Exercise -
Return the lines below that carry the word "with".

--

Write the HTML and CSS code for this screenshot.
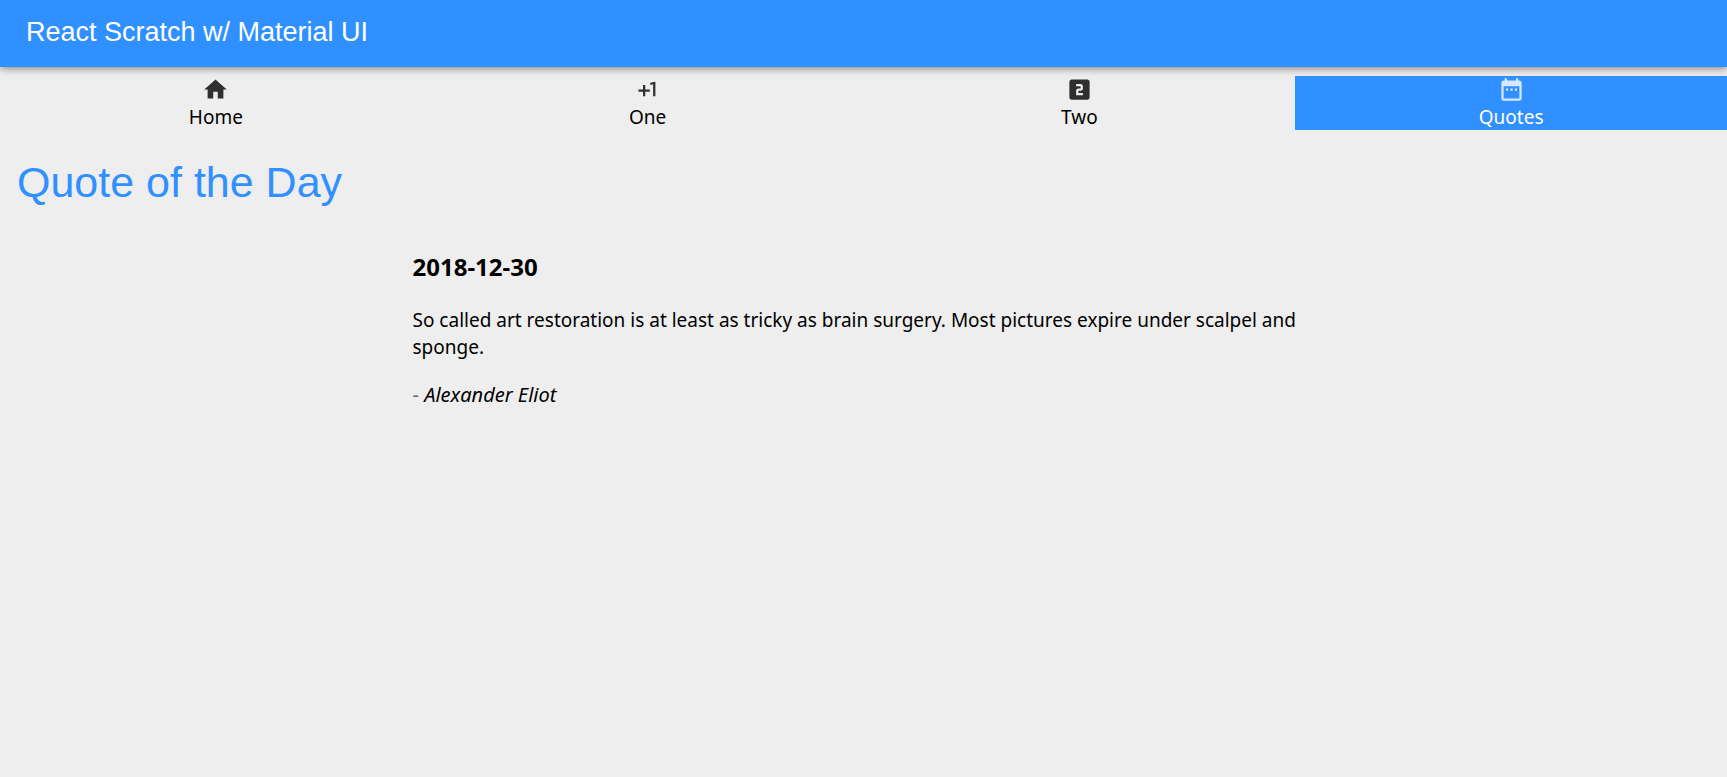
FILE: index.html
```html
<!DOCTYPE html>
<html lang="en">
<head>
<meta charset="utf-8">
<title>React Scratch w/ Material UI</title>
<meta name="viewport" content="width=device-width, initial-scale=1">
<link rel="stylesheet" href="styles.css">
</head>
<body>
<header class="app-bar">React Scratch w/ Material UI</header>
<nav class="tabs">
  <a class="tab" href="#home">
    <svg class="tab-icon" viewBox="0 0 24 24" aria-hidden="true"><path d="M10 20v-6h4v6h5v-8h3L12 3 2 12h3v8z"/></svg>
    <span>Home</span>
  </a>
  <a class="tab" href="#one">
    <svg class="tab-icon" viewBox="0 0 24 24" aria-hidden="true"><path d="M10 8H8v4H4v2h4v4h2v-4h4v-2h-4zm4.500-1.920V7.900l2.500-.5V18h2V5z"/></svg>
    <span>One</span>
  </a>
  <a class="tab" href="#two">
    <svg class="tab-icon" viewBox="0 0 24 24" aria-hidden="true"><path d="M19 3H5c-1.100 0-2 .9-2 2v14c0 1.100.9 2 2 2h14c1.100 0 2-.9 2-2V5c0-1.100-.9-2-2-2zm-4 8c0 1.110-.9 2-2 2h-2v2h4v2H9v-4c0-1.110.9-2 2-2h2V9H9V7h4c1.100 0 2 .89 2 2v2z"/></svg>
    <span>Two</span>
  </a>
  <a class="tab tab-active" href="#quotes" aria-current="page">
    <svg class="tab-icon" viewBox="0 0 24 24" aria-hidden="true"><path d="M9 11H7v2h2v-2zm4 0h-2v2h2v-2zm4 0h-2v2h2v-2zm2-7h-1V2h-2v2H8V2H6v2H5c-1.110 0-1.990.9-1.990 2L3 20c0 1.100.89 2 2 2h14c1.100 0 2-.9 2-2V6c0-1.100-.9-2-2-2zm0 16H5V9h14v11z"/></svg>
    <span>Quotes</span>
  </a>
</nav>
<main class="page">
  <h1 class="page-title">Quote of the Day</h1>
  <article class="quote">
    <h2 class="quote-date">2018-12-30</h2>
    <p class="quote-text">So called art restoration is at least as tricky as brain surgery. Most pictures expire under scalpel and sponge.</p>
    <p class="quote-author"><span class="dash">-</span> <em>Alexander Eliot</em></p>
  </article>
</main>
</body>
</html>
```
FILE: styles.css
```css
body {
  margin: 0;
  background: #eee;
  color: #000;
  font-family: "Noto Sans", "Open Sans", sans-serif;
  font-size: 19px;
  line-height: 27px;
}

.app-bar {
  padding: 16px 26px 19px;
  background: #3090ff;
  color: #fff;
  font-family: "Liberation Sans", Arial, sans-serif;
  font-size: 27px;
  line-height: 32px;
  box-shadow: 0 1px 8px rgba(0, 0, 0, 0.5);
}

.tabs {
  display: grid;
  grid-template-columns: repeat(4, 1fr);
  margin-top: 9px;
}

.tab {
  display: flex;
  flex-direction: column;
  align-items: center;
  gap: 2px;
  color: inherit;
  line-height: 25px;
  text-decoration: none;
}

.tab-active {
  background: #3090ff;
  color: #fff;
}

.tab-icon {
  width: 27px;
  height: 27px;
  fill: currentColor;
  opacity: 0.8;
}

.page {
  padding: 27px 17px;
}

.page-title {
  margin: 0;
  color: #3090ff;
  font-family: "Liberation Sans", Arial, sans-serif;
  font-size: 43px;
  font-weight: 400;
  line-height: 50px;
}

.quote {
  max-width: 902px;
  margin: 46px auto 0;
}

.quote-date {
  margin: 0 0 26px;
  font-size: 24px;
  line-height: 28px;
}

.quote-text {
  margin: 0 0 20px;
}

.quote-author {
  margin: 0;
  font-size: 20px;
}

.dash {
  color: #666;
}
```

--

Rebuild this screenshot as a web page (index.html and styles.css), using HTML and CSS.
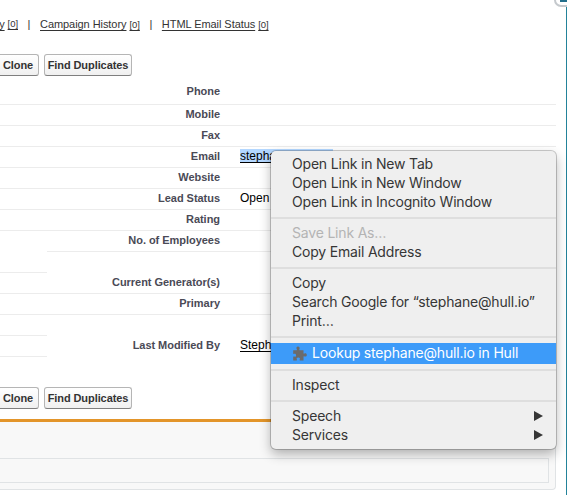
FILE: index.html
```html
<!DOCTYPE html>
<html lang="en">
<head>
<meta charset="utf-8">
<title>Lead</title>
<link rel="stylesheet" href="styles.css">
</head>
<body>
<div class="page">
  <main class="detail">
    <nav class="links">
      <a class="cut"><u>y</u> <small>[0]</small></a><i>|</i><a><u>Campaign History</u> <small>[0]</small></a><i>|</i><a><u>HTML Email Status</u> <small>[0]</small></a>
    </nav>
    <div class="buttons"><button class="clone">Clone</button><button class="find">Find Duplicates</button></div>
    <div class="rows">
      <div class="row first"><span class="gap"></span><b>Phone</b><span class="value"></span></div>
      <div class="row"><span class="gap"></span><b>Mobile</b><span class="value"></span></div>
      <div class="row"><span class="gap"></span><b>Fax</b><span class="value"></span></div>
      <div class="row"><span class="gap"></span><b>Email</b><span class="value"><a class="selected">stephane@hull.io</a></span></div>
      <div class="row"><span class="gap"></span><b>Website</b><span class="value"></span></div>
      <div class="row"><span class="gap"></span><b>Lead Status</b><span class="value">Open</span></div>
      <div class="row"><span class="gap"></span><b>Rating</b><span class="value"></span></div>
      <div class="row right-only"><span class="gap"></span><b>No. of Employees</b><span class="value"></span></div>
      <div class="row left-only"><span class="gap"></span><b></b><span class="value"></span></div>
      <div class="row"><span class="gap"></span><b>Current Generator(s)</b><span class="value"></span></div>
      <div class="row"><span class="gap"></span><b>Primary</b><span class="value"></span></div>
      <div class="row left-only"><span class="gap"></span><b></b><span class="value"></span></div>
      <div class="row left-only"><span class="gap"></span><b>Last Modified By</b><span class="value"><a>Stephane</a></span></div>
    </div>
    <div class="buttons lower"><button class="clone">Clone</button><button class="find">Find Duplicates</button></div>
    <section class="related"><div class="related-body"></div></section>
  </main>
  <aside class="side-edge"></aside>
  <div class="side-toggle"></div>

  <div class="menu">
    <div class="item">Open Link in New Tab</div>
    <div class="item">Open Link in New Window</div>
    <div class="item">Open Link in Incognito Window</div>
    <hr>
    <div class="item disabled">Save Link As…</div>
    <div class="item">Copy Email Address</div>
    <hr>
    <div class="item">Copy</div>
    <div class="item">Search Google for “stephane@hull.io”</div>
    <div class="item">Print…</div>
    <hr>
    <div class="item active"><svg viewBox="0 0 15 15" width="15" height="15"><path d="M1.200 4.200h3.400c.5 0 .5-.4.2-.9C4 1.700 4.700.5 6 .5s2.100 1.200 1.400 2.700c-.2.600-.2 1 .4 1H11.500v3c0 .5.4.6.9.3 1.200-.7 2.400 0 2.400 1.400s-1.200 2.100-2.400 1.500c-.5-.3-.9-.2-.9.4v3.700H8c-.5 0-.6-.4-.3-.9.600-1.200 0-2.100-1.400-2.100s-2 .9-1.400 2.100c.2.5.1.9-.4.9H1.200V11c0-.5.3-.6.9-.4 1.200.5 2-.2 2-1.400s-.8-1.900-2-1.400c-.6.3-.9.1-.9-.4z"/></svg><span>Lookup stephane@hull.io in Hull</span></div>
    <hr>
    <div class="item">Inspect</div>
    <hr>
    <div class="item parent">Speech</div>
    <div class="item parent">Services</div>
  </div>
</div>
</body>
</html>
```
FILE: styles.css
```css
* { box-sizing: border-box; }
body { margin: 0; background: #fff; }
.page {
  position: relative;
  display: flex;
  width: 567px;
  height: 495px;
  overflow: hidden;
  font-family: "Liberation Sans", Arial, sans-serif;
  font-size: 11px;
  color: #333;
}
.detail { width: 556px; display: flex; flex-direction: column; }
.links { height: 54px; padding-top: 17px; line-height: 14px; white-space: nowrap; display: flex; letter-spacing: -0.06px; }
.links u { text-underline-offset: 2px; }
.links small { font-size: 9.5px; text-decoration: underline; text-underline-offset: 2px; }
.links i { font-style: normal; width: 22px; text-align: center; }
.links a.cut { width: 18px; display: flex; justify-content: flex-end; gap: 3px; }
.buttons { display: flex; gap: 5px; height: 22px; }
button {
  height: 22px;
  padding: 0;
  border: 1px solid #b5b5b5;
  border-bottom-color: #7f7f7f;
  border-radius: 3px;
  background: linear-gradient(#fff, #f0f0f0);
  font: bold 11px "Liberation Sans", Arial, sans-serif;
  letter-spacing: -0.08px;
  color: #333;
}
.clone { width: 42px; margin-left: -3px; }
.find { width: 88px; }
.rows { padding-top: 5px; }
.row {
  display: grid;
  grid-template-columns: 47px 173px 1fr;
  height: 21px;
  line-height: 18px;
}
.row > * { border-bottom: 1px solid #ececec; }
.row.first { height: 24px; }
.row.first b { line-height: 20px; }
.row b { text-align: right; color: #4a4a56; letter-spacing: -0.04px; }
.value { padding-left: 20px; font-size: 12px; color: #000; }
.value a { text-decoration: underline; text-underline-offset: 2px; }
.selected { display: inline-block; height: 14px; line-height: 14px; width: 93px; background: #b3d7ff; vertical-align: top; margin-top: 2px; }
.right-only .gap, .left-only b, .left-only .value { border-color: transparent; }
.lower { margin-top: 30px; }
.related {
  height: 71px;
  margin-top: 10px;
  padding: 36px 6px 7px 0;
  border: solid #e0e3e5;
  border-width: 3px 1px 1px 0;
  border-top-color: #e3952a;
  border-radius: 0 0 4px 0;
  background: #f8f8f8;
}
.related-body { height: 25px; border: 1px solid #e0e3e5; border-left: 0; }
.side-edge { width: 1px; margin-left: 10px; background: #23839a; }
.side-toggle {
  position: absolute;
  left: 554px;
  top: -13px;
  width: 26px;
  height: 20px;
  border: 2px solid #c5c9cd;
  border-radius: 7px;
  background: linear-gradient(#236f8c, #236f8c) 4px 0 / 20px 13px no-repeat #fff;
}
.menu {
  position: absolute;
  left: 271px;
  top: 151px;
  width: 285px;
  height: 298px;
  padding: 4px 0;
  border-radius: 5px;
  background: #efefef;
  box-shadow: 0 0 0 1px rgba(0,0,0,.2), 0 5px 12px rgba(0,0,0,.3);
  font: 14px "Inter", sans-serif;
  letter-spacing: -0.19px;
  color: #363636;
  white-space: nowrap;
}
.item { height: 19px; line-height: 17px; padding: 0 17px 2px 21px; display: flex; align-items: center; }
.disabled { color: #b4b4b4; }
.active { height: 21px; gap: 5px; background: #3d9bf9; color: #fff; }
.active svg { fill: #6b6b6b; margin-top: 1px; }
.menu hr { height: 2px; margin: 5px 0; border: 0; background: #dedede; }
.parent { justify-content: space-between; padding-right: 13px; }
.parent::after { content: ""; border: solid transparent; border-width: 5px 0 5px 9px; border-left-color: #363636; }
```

--

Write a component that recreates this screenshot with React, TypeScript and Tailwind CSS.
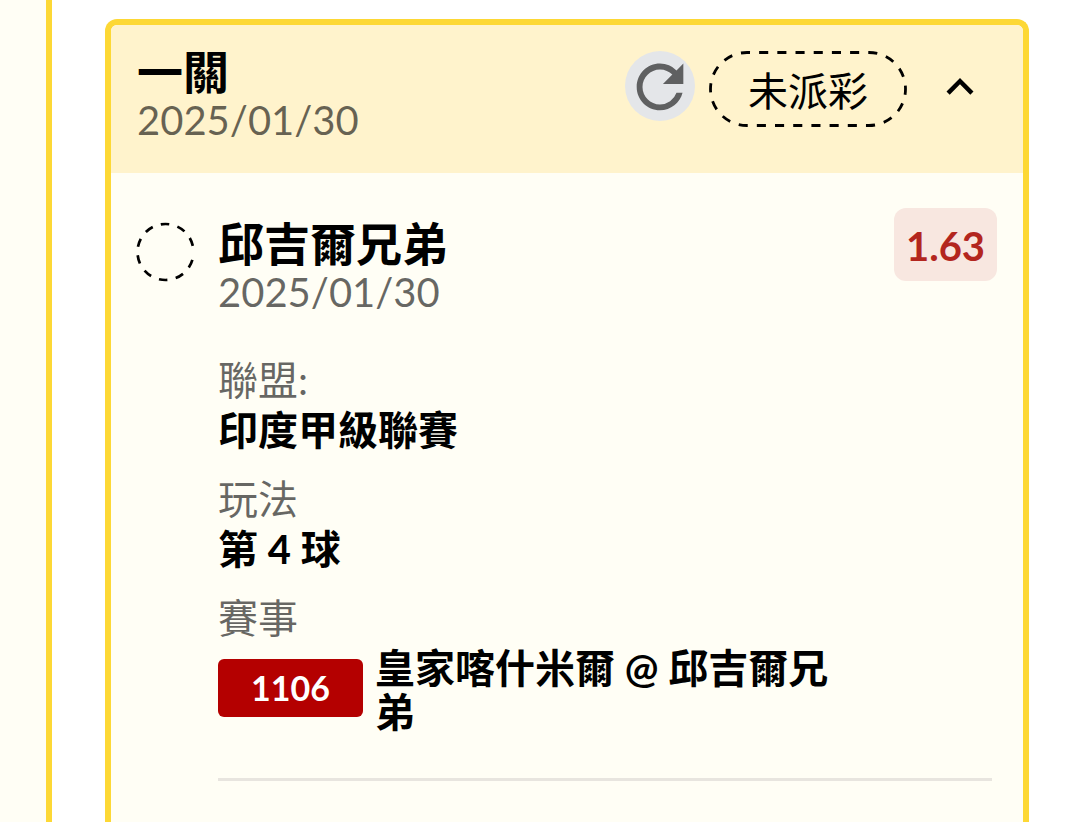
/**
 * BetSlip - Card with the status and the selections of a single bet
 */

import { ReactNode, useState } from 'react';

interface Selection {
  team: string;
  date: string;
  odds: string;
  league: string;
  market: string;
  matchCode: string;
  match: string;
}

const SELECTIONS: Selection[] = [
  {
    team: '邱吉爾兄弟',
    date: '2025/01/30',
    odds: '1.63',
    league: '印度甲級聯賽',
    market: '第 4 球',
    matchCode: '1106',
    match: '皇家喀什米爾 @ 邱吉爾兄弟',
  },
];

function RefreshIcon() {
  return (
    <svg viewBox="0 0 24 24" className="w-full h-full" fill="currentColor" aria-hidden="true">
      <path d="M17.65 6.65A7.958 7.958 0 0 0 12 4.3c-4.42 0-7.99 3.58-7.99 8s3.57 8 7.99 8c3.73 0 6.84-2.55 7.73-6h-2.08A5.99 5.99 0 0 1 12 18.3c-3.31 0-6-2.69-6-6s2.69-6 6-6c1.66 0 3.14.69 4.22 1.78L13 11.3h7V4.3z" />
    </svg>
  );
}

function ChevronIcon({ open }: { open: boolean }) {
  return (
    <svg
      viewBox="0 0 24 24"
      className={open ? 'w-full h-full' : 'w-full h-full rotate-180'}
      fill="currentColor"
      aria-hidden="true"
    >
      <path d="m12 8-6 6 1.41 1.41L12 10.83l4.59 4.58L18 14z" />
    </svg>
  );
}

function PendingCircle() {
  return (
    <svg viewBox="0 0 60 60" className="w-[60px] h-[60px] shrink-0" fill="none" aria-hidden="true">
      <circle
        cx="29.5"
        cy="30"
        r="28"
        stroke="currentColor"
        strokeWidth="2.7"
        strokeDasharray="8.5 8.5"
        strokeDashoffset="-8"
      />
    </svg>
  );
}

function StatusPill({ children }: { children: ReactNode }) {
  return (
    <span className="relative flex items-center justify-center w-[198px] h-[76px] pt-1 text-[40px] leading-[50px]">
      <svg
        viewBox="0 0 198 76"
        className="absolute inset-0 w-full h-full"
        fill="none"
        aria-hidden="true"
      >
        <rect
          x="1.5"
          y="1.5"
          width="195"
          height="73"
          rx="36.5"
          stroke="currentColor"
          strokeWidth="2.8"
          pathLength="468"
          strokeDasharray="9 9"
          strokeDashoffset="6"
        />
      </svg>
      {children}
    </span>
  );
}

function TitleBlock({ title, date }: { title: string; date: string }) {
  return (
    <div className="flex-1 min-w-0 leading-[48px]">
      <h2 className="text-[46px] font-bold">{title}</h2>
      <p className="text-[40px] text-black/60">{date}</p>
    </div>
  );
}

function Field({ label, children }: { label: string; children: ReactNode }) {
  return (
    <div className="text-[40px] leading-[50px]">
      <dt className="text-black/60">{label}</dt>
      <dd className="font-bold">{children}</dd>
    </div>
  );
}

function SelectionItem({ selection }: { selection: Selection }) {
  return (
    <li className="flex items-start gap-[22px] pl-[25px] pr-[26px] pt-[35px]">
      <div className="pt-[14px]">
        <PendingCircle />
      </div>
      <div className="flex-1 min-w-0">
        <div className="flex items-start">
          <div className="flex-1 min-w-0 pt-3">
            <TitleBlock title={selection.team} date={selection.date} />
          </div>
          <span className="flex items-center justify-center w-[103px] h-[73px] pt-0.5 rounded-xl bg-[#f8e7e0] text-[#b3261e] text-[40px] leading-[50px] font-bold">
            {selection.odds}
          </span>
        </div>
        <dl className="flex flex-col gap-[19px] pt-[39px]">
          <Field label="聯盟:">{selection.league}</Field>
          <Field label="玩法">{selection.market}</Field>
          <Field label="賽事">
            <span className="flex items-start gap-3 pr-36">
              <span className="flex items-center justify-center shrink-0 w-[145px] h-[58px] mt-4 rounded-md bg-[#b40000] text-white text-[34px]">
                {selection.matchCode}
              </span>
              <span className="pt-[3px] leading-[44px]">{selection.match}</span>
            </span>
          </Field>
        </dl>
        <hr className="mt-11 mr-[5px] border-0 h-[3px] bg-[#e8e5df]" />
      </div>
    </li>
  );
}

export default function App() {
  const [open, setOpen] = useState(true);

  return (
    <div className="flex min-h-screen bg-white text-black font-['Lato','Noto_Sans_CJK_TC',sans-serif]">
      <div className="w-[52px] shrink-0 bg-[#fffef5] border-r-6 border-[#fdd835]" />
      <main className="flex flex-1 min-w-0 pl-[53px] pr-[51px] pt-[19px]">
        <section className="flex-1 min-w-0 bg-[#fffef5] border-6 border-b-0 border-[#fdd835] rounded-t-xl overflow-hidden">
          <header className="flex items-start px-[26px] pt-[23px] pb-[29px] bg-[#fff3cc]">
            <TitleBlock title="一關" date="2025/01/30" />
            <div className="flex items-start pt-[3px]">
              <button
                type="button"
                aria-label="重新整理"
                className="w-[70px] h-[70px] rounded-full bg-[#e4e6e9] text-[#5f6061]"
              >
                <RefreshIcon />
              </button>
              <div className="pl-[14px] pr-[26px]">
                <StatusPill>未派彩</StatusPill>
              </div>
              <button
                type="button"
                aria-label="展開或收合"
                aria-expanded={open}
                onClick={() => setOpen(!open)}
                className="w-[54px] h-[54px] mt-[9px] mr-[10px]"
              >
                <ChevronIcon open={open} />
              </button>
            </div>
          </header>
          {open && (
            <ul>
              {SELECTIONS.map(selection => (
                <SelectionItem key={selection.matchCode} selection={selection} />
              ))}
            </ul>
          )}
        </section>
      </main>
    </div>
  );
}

--

Answer for this exercise -
Write a component that recreates this screenshot with React, TypeScript and Tailwind CSS.
 * BetSlip - Card with the status and the selections of a single bet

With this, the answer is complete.